Legal advice could be withheld under section 42 of the FOIA and therefore this could also be redacted.

But I have been denied this consideration and a PIT. I do not accept that ‘Legal privilege’ would necessarily attach to the information I sought, direction from an internal ‘Legal’ department.

I am concerned the ICO is silent on the type of Legal privilege referred to. I understand that there
are two types of privilege within the concept of LPP:

• litigation privilege; and,
• advice privilege

Neither appears to fit the circumstances. It concerns me that there appears to be superficial consideration of this aspect. I suspect it is not capable of defending; a valid request that should have been complied with but is treated briefly, dismissively in the absence of valid arguments not to release.
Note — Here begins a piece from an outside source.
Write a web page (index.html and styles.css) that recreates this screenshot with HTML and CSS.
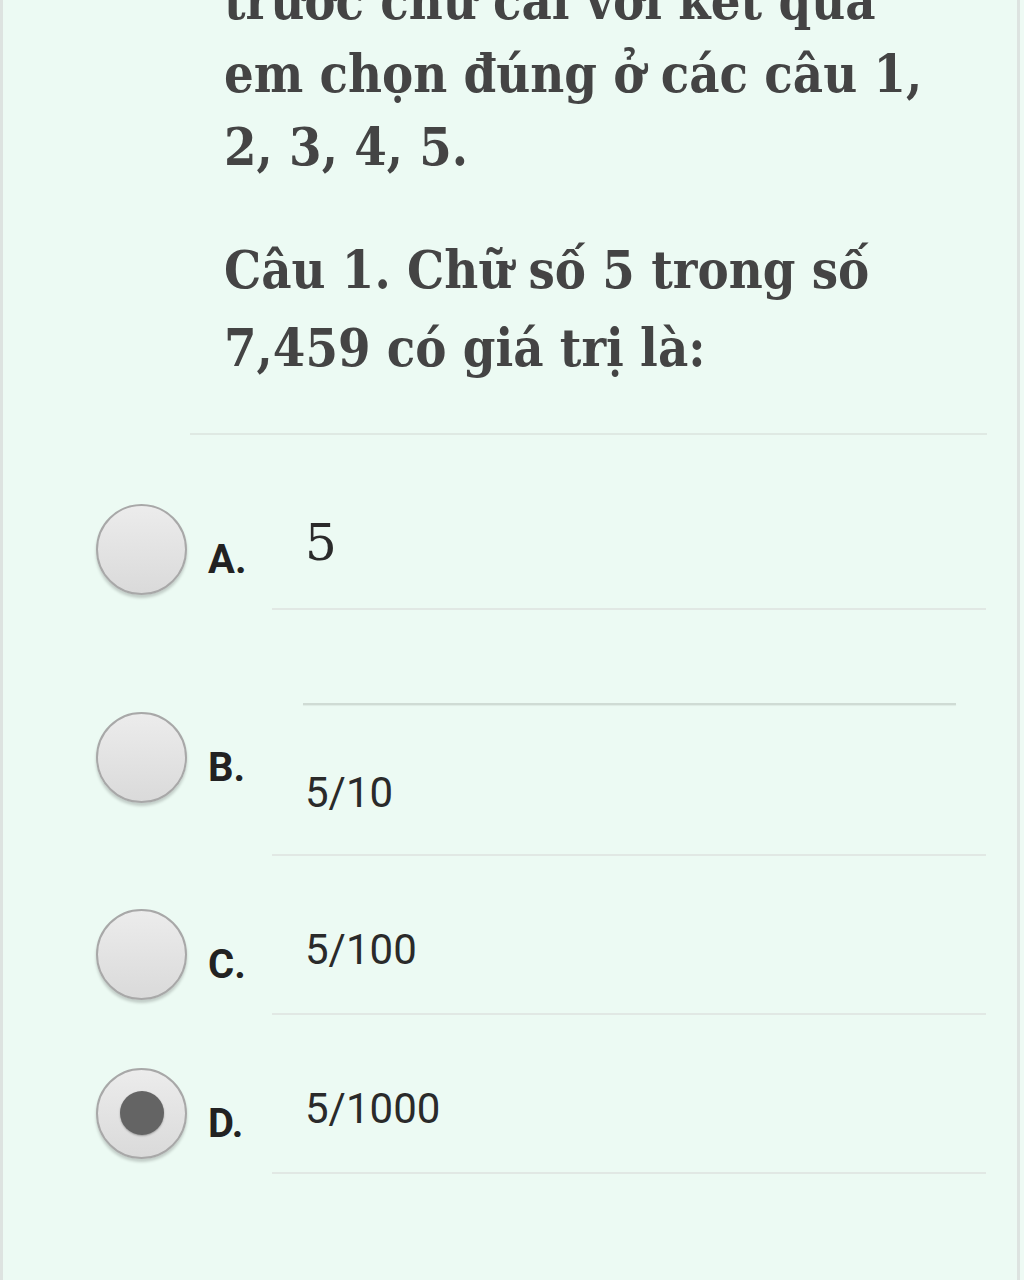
FILE: index.html
```html
<!DOCTYPE html>
<html lang="vi">
<head>
    <meta charset="UTF-8">
    <meta name="viewport" content="width=device-width, initial-scale=1.0">
    <title>Câu 1</title>
    <link rel="stylesheet" href="styles.css">
</head>
<body>

<div class="sheet">
    <!-- Question text -->
    <p class="prompt intro">trước chữ cái với kết quả<br>em chọn đúng ở các câu 1,<br>2, 3, 4, 5.</p>
    <p class="prompt question">Câu 1. Chữ số 5 trong số<br>7,459 có giá trị là:</p>

    <hr class="divider">

    <!-- Choices -->
    <ul class="choices">
        <li class="choice">
            <span class="radio"></span>
            <span class="letter">A.</span>
            <div class="answer answer-serif"><span class="value">5</span></div>
        </li>
        <li class="choice choice-tall">
            <span class="radio"></span>
            <span class="letter">B.</span>
            <div class="answer">
                <div class="answer-rule"></div>
                <span class="value">5/10</span>
            </div>
        </li>
        <li class="choice">
            <span class="radio"></span>
            <span class="letter">C.</span>
            <div class="answer"><span class="value">5/100</span></div>
        </li>
        <li class="choice">
            <span class="radio checked"></span>
            <span class="letter">D.</span>
            <div class="answer"><span class="value">5/1000</span></div>
        </li>
    </ul>
</div>

</body>
</html>
```

FILE: styles.css
```css
body {
    margin: 0;
    padding: 0;
    background-color: #eefaf4;
    font-family: 'Roboto', 'Liberation Sans', sans-serif;
}

.sheet {
    display: flow-root;
    width: 1020px;
    min-height: 100vh;
    box-sizing: border-box;
    background-color: #ecfaf3;
    border-left: 3px solid #dde3e0;
    border-right: 3px solid #dde3e0;
}

.prompt {
    margin: 0;
    padding-left: 221px;
    font-family: 'DejaVu Serif', 'Liberation Serif', serif;
    font-stretch: condensed;
    font-weight: bold;
    font-size: 52px;
    color: #444;
}

.intro {
    margin-top: -36px;
    line-height: 73px;
}

.question {
    margin-top: 48px;
    line-height: 78px;
}

.divider {
    margin: 46px 30px 0 187px;
    height: 2px;
    border: 0;
    background-color: #dfe9e3;
}

.choices {
    list-style: none;
    margin: 53px 0 0 0;
    padding: 0 0 0 93px;
}

.choice {
    display: flex;
    align-items: center;
    margin-bottom: 37px;
}

.choice-tall {
    margin-top: 48px;
}

.radio {
    flex: none;
    display: flex;
    align-items: center;
    justify-content: center;
    width: 91px;
    height: 91px;
    box-sizing: border-box;
    border-radius: 50%;
    border: 2px solid #a8a8a8;
    background: linear-gradient(#ececec, #dadada);
    box-shadow: 0 3px 3px rgba(0, 0, 0, 0.18);
}

.radio.checked::after {
    content: "";
    width: 44px;
    height: 44px;
    border-radius: 50%;
    background-color: #646464;
    box-shadow: 0 1px 2px rgba(0, 0, 0, 0.3);
}

.letter {
    flex: none;
    width: 64px;
    margin-left: 21px;
    padding-top: 22px;
    font-weight: bold;
    font-size: 40px;
    line-height: 40px;
    color: #222;
}

.answer {
    flex: 1;
    height: 122px;
    box-sizing: border-box;
    margin-right: 31px;
    padding: 32px 0 0 33px;
    border-bottom: 2px solid #e1e8e4;
}

.value {
    display: block;
    font-size: 42px;
    line-height: 50px;
    color: #2a2a2a;
}

.answer-serif {
    padding-top: 26px;
}

.answer-serif .value {
    font-family: 'DejaVu Serif', 'Liberation Serif', serif;
    font-size: 50px;
    line-height: 58px;
}

.choice-tall .answer {
    height: 198px;
    padding-top: 0;
}

.answer-rule {
    height: 2px;
    margin: 45px 30px 0 -2px;
    background-color: #cfdbd4;
    box-shadow: 0 1px 1px rgba(0, 0, 0, 0.06);
}

.choice-tall .value {
    margin-top: 63px;
}
```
Upon examination, it is evident the ICO is clutching at straws utilising and repeating irrelevant arguments served up by the Authority to keep embarrassing information secret.

The ICO has approach this matter, led by the nose, from an incorrect standpoint, has not reviewed the facts or sought any clarification from me. The authority appears to have been selective in its disclosures.

It is the Authority who has, for years, adopted a vexatious approach.

ICO & Highways England Exchanges

I remain concerned that the ICO refers to information from the Authority but does not disclose the exchanges. I have sought these but am referred to the FoIA process (I believe) i.e. the time frame for receipt and submission for an appeal is tight.

I therefore feel somewhat restricted when submitting the above.